In industries ranging from aviation to software, there has been a significant shift from custom-made solutions to off-the-shelf innovations. The driving force behind this transition is economics—for both consumers and producers. Customers find off-the-shelf products more affordable and feature-rich, while companies achieve higher profitability by leveraging Economies of Scale in R&D investment.
For instance, Apple invested $31.4 billion in R&D in 2024 to enhance products like the iPhone, iPad, and Apple Watch, yet consumers pay no more than $1,000 for flagship models. This investment enables Apple to offer cutting-edge features that consumers never explicitly requested but find indispensable. Moreover, off-the-shelf innovations eliminate long wait times, making advanced technology instantly available.
From a business perspective, custom-made solutions offer low returns on innovation investments, whereas off-the-shelf products generate exponential profits. Companies like Apple, Microsoft, and Sony thrive by creating standardized yet versatile innovations that cater to mass markets.
This transformation raises a crucial question: Is engineering education incomplete for innovation? Traditional engineering programs emphasize technical problem-solving but may not adequately train students in market-driven innovation, scalability, and commercialization. While engineers excel in designing technology, true innovation requires understanding consumer behavior, cost dynamics, and competitive strategy.

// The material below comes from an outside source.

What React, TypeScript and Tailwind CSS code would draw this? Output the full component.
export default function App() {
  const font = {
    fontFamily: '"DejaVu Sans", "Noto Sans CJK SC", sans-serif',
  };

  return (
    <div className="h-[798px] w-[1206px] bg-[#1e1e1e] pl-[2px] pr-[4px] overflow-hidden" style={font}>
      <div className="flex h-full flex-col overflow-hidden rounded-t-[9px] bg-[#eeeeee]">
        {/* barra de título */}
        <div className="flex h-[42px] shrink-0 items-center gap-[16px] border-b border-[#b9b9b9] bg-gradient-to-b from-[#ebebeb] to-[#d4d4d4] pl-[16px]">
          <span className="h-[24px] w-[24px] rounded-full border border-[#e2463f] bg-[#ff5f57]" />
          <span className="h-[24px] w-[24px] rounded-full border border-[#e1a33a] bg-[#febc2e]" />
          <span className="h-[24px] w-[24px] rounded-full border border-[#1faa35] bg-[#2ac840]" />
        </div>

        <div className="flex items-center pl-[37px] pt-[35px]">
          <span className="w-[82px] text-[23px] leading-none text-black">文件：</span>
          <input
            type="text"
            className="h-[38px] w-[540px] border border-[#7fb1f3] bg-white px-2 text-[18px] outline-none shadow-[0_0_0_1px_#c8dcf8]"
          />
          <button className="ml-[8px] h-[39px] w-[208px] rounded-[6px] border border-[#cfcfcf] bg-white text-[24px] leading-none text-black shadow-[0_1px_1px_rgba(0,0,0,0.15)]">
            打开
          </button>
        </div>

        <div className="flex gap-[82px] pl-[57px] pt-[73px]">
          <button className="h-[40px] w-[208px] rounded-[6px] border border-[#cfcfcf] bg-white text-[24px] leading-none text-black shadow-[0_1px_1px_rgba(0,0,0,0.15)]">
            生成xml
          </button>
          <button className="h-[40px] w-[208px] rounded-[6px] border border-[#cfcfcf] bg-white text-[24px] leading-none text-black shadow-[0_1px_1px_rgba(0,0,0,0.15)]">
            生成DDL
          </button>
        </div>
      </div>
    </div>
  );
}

As industries continue to favor off-the-shelf innovation, future engineers must be equipped with not just technical expertise but also business acumen and design thinking. Otherwise, they risk being technically proficient yet commercially ineffective in an economy increasingly shaped by mass-market innovation strategies.
Engineering: Beyond Tinkering and Craftsmanship
Engineering is fundamentally different from tinkering and craftsmanship due to its structured approach, which relies on scientific modeling and optimization. Instead of relying on intuition or trial and error, engineers design and build devices and systems by formulating their interactions as mathematical equations based on underlying science. This analytical and systematic approach distinguishes engineering as a formal discipline.

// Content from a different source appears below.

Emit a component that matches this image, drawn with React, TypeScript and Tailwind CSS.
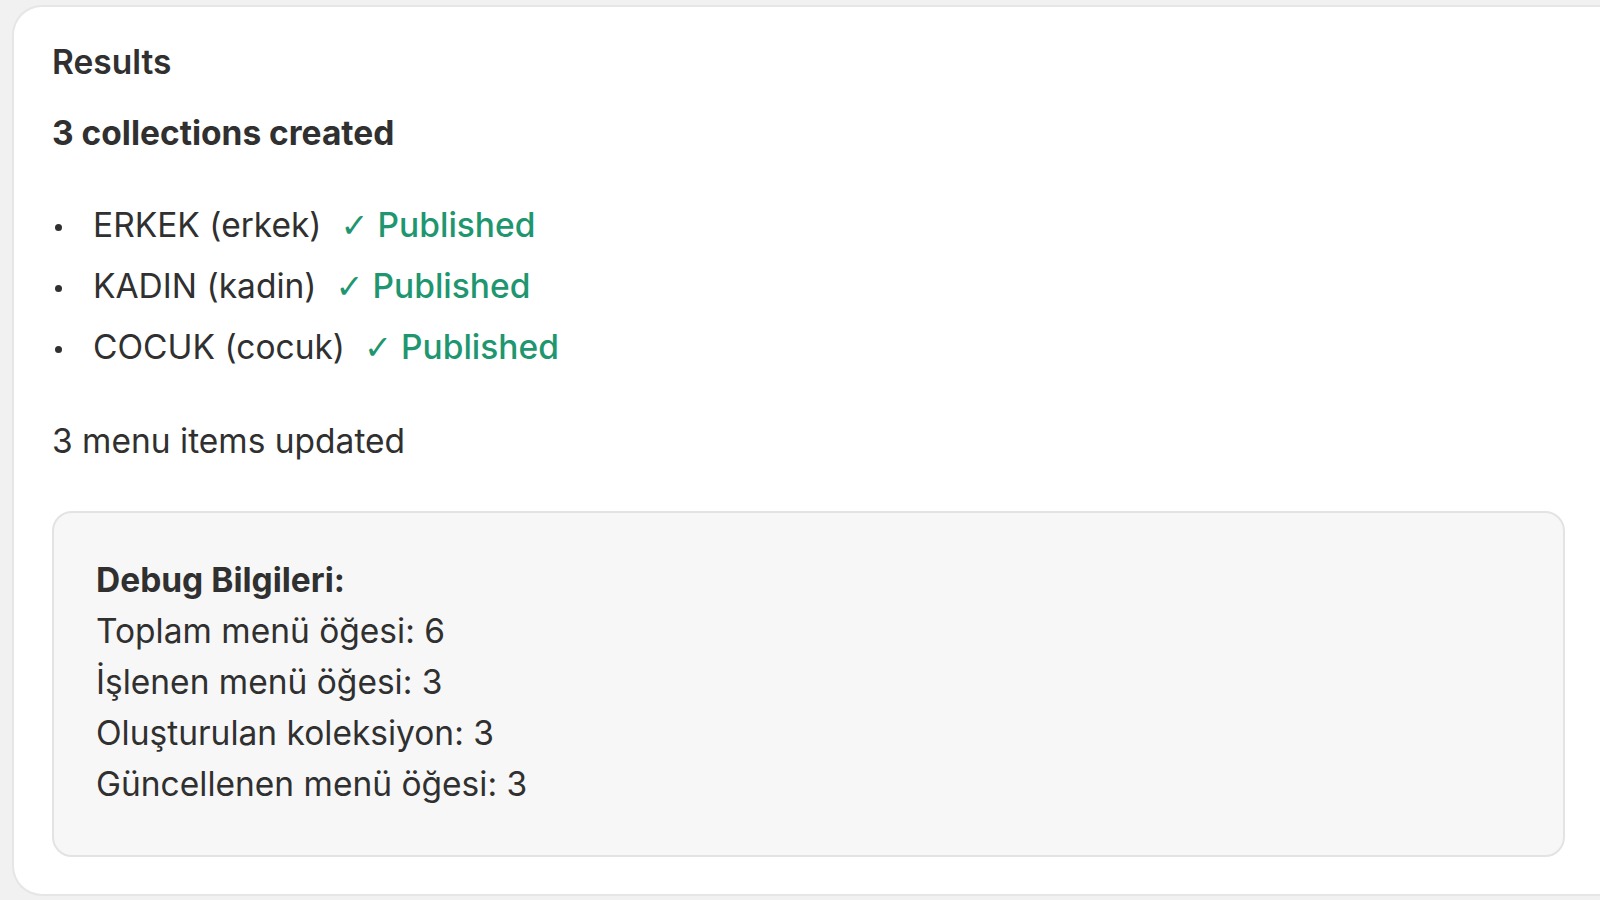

Modern engineering education traces its roots to mechanical engineering, which emerged during the Industrial Revolution for designing steam engines and production facilities. Another major driver of engineering advancement has been military engineering, particularly in the development of weapons, delivery systems and logistics. Over the last four centuries, engineering has expanded into multiple branches due to the evolution of science, technology, and application domains. Key branches include Mechanical Engineering, Civil Engineering, Electrical Engineering, and Computer Engineering, each shaped by unique scientific foundations and technological requirements.
Despite this evolution, the core focus of engineering has remained constant: transforming customer requirements into cost-effective, optimized technology solutions. Engineers achieve this by leveraging scientific principles, technological advancements, and design optimization techniques. Regardless of the specific branch, engineering fundamentally revolves around the efficient application of science and technology to solve practical problems.

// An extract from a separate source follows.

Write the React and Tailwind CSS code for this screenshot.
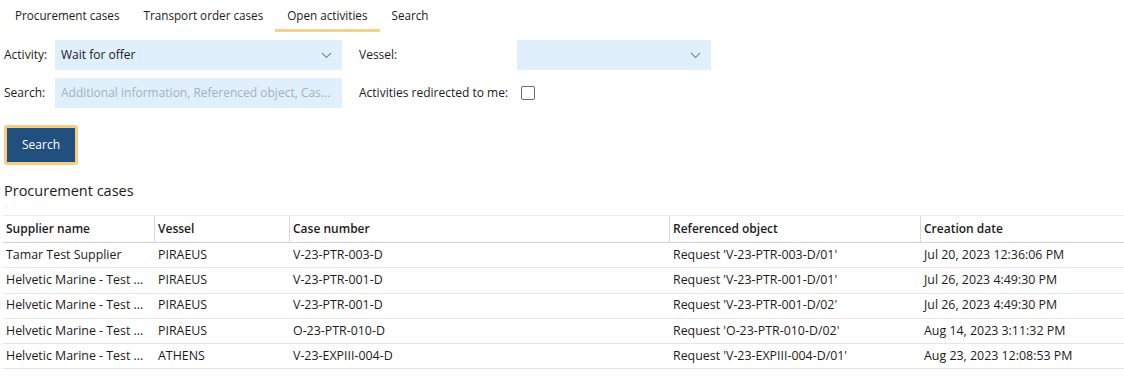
import React from "react";

const rows = [
  ["Tamar Test Supplier", "PIRAEUS", "V-23-PTR-003-D", "Request 'V-23-PTR-003-D/01'", "Jul 20, 2023 12:36:06 PM"],
  ["Helvetic Marine - Test ...", "PIRAEUS", "V-23-PTR-001-D", "Request 'V-23-PTR-001-D/01'", "Jul 26, 2023 4:49:30 PM"],
  ["Helvetic Marine - Test ...", "PIRAEUS", "V-23-PTR-001-D", "Request 'V-23-PTR-001-D/02'", "Jul 26, 2023 4:49:30 PM"],
  ["Helvetic Marine - Test ...", "PIRAEUS", "O-23-PTR-010-D", "Request 'O-23-PTR-010-D/02'", "Aug 14, 2023 3:11:32 PM"],
  ["Helvetic Marine - Test ...", "ATHENS", "V-23-EXPIII-004-D", "Request 'V-23-EXPIII-004-D/01'", "Aug 23, 2023 12:08:53 PM"],
];

const cols = ["w-[151px]", "w-[135px]", "w-[380px]", "w-[251px]", "flex-1"];
const heads = ["Supplier name", "Vessel", "Case number", "Referenced object", "Creation date"];

function Chevron() {
  return (
    <svg width="11" height="7" viewBox="0 0 11 7" className="text-[#8a8a8a]">
      <path d="M1 1l4.5 4.5L10 1" fill="none" stroke="currentColor" strokeWidth="1.1" />
    </svg>
  );
}

export default function App() {
  return (
    <div className="w-[1124px] h-[389px] bg-white text-[#1b1b1b] text-[12px] overflow-hidden" style={{ fontFamily: '"Open Sans", "Noto Sans", sans-serif' }}>
      {/* Tabs */}
      <div className="flex pl-[3px] h-[32px] text-[11.7px]">
        {["Procurement cases", "Transport order cases", "Open activities", "Search"].map((t, i) => (
          <div key={t} className={"px-3 flex items-center border-b-[3px] " + (i === 2 ? "border-[#f8d188]" : "border-transparent")}>
            <span className="pt-[2px]">{t}</span>
          </div>
        ))}
      </div>

      {/* Form */}
      <div className="pl-[4px] mt-[8px] flex flex-col gap-[8px]">
        <div className="flex items-center h-[30px]">
          <div className="w-[51px]">Activity:</div>
          <div className="w-[287px] h-[30px] bg-[#e0effc] flex items-center justify-between pl-[6px] pr-[10px]">
            <span>Wait for offer</span>
            <Chevron />
          </div>
          <div className="w-[175px] pl-[17px]">Vessel:</div>
          <div className="w-[194px] h-[30px] bg-[#e0effc] flex items-center justify-end pr-[10px]">
            <Chevron />
          </div>
        </div>
        <div className="flex items-center h-[30px]">
          <div className="w-[51px]">Search:</div>
          <div className="w-[287px] h-[30px] bg-[#e0effc] flex items-center pl-[6px] text-[#a9b0b8]">
            Additional information, Referenced object, Cas...
          </div>
          <div className="pl-[17px] w-[179px]">Activities redirected to me:</div>
          <div className="w-[14px] h-[14px] border border-[#6b6b6b] rounded-[2px] bg-white" />
        </div>
      </div>

      {/* Button */}
      <div className="pl-[4px] mt-[17px]">
        <button className="w-[74px] h-[40px] border-[3px] border-[#f8cd7c] rounded-[3px] bg-[#21507f] text-white text-[12px]">
          Search
        </button>
      </div>

      <div className="pl-[4px] mt-[16px] text-[14.5px] text-[#1b1b1b] leading-[20px]">Procurement cases</div>

      {/* Table */}
      <div className="ml-[3px] mt-[14px] border-t border-[#ececec]">
        <div className="flex h-[27px] border-b border-[#cfcfcf] font-semibold">
          {heads.map((h, i) => (
            <div key={h} className={cols[i] + " flex items-center px-[3px] " + (i > 0 ? "border-l border-[#d9d9d9]" : "")}>
              {h}
            </div>
          ))}
        </div>
        {rows.map((r, ri) => (
          <div key={ri} className="flex h-[25.3px] border-b border-[#e6e6e6] text-[12.4px]">
            {r.map((c, i) => (
              <div key={i} className={cols[i] + " flex items-center px-[3px] whitespace-nowrap " + (i > 0 ? "border-l border-transparent" : "")}>
                {c}
              </div>
            ))}
          </div>
        ))}
      </div>
    </div>
  );
}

Consequently, the structure of engineering education has also remained largely unchanged. It emphasizes teaching science, technology, and optimization methods so that graduates can systematically translate requirements into effective, scalable, and economical solutions. While engineering has diversified across industries, its methodological foundation continues to prioritize efficiency, reliability, and innovation in applying scientific knowledge to real-world challenges.
Engineering Education and the Missing Link: Understanding Requirements
Engineering education worldwide equips graduates with technology, fabrication, and design skills to transform requirements into technology products. However, a critical question remains: How do engineers obtain the right requirements?
Do target users even know what they need? If requirements are flawed, no amount of technological excellence can guarantee commercial success. History is filled with examples where cutting-edge engineering failed to deliver profits. Apple’s Newton PDA, despite its advanced technology, flopped due to misaligned user needs. Similarly, the Airbus A380, a marvel of engineering, struggled commercially because airlines preferred smaller, fuel-efficient planes for point to point flights.
Even Intel, despite its superb technology and engineering, faces financial struggles due to market misalignment, leading to mass layoffs of high-caliber engineers. This raises a fundamental issue: should engineering education also focus on market-driven innovation and user-centric design to ensure technological investments lead to profitable outcomes?
Bridging the Gaps in Engineering Education for Innovation Success
To generate profitable revenue from off-the-shelf innovations, the first challenge is identifying requirements that resonate with users’ needs. However, target users often do not know what the best match between technology possibilities and their Jobs to be done is. Therefore, the focus must shift to understanding how tasks are performed and how they evolve over time.
A key to unlocking latent innovation potential lies in empathy and a Passion for Perfection—qualities essential for identifying unarticulated user needs. Unfortunately, modern engineering education lacks these vital skills:
- Understanding Jobs to Be Done – Engineers must learn to study how users accomplish tasks and how evolving needs create new opportunities for innovation from technology possibilities.
- Empathy and Passion for Perfection – Recognizing subtle pain points and striving for seamless, intuitive solutions is crucial for sustained incremental and Disruptive innovation.
Beyond these gaps, engineering education also overlooks the competitive dimension of innovation. A product must not only solve a problem but also win against existing and emerging alternatives. While business education focuses on competition, it lacks the deep scientific and technological expertise necessary to detect and leverage latent advancements for incremental improvements and Reinvention possibilities.
Thus, engineering education must evolve to integrate:
- Jobs-to-be-done analysis to identify real innovation opportunities.
- Empathy and perfectionism to create products that exceed user expectations.
- Competition dynamics to ensure innovations succeed in the market.
By bridging these gaps, engineers can drive innovation beyond just technical excellence, transforming knowledge into commercially viable, industry-defining products that generate wealth and shape the future. Therefore, it’s time to address the incompleteness of engineering education in driving innovation.